I met a lovely artist at a fair last year,…his paintings were fabulous…A4 and just £70 but he hadn’t had a sniff of a sale in over a month…I showed him some of my cheaper and smaller paintings and then told him how much money I had taken that particular month…He was shocked.
I suppose that at the end of the day, the decision is yours but I found that higher prices hardly ever brought in the sales. This only seems to work if you have a “name” that people recognize…even if your art is far better!!
I am content to offer my work for a low price and it makes me happy that everyone can afford to buy.

(Brenda Cumming) #14

Forgot to say that unless you really WANT to make cards, it is not something I would recommend unless you are talking about prints.
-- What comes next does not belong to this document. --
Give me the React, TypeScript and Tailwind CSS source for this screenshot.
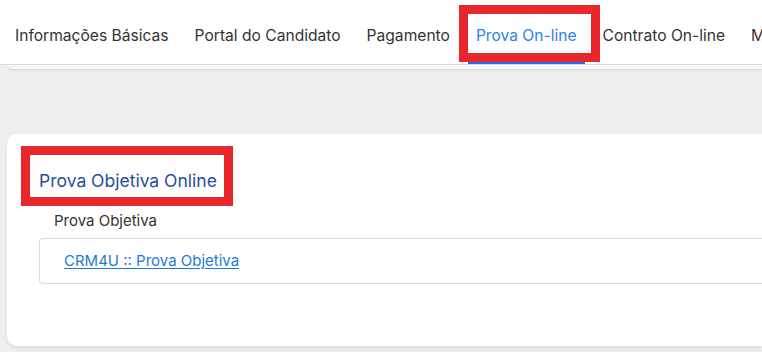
import React from 'react';

const tabs = [
  { label: 'Informações Básicas' },
  { label: 'Portal do Candidato' },
  { label: 'Pagamento' },
  { label: 'Prova On-line', active: true },
  { label: 'Contrato On-line' },
  { label: 'Meus Documentos' },
];

export default function App() {
  return (
    <div className="w-[762px] h-[352px] overflow-hidden bg-[#eeeff1] font-['Inter',sans-serif] text-[#333]">
      {/* tab bar */}
      <nav className="h-[65px] bg-white border-b border-[#dcdcdc] flex items-stretch pl-[2px] whitespace-nowrap">
        {tabs.map((t, i) => (
          <div key={i} className="relative flex items-stretch shrink-0">
            <div
              className={
                'flex items-center pt-[9px] px-2 mx-[5px] text-[15.6px] border-b-2 ' +
                (t.active ? 'text-[#2f80ed] border-[#1a6ef0]' : 'border-transparent')
              }
            >
              {t.label}
            </div>
            {t.active && (
              <div className="absolute left-[-4px] right-[-10px] top-[5px] bottom-[2px] border-[9px] border-[#e8262b] pointer-events-none" />
            )}
          </div>
        ))}
      </nav>
      <div className="ml-2 h-1 bg-[#f7f7f7] rounded-bl-lg shadow-sm" />

      {/* card */}
      <div className="mt-[65px] ml-[7px] h-[212px] bg-white rounded-l-[10px] shadow-[0_2px_4px_rgba(0,0,0,0.08)] pt-[12px] pl-[14px]">
        <div className="inline-block border-[9px] border-[#e8262b] pl-[9px] pr-[7px] pt-[14px] pb-[5px]">
          <h2 className="text-[17.5px] leading-[23px] text-[#1f4e9c]">Prova Objetiva Online</h2>
        </div>
        <div className="pl-[18px] pr-0">
          <div className="pl-[15px] pt-[5px] text-[15px] leading-[20px]">Prova Objetiva</div>
          <div className="mt-[7px] h-[46px] border border-[#d9d9d9] rounded-l-[4px] border-r-0 flex items-center pl-[24px]">
            <a href="#" className="text-[15px] text-[#1f7ad6] underline underline-offset-2">
              CRM4U :: Prova Objetiva
            </a>
          </div>
        </div>
      </div>
    </div>
  );
}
It has always amused me that If I paint a picture say 7x5" I can get £12 for it, but add an insert, add an envelope , and you would be lucky to get £2-£3 for it…
I have hand painted cards in my shop for £1.50 and not many sales for them.
You also mention how long it takes to do a painting??..I am puzzled that your ones take so long…
Are you talking about an hour a day and maybe then it takes a week or month to finish or are you talking about a week/ month in hour time? I did 8 aceo paintings yesterday…all in under 2 hours. I appreciate that I am a prolific painter but weeks and months seems a very long time. If I do a 12" x 10" the longest it takes me is 3-4 hours…tops.
I have been crafting/painting for over 60 years now and have sold all over the world…and have not had a "normal " job since 1971, so I have seen people come and go in the crafting world. It is hard work but I love it. I have learnt it is better to sell loads at lower prices than over price and wait…
Hope none of this sounds rude or harsh, it isn’t meant to be…just trying to give my wealth of experience.

(Lowri of Twinkle and Gloom Art) #15

I agree with you on the printed cards comment, I buy photo prints of my art for cards and those go down really well but it wouldn’t be worth spending the time on an original piece of that size for how much people will spend on a greetings card.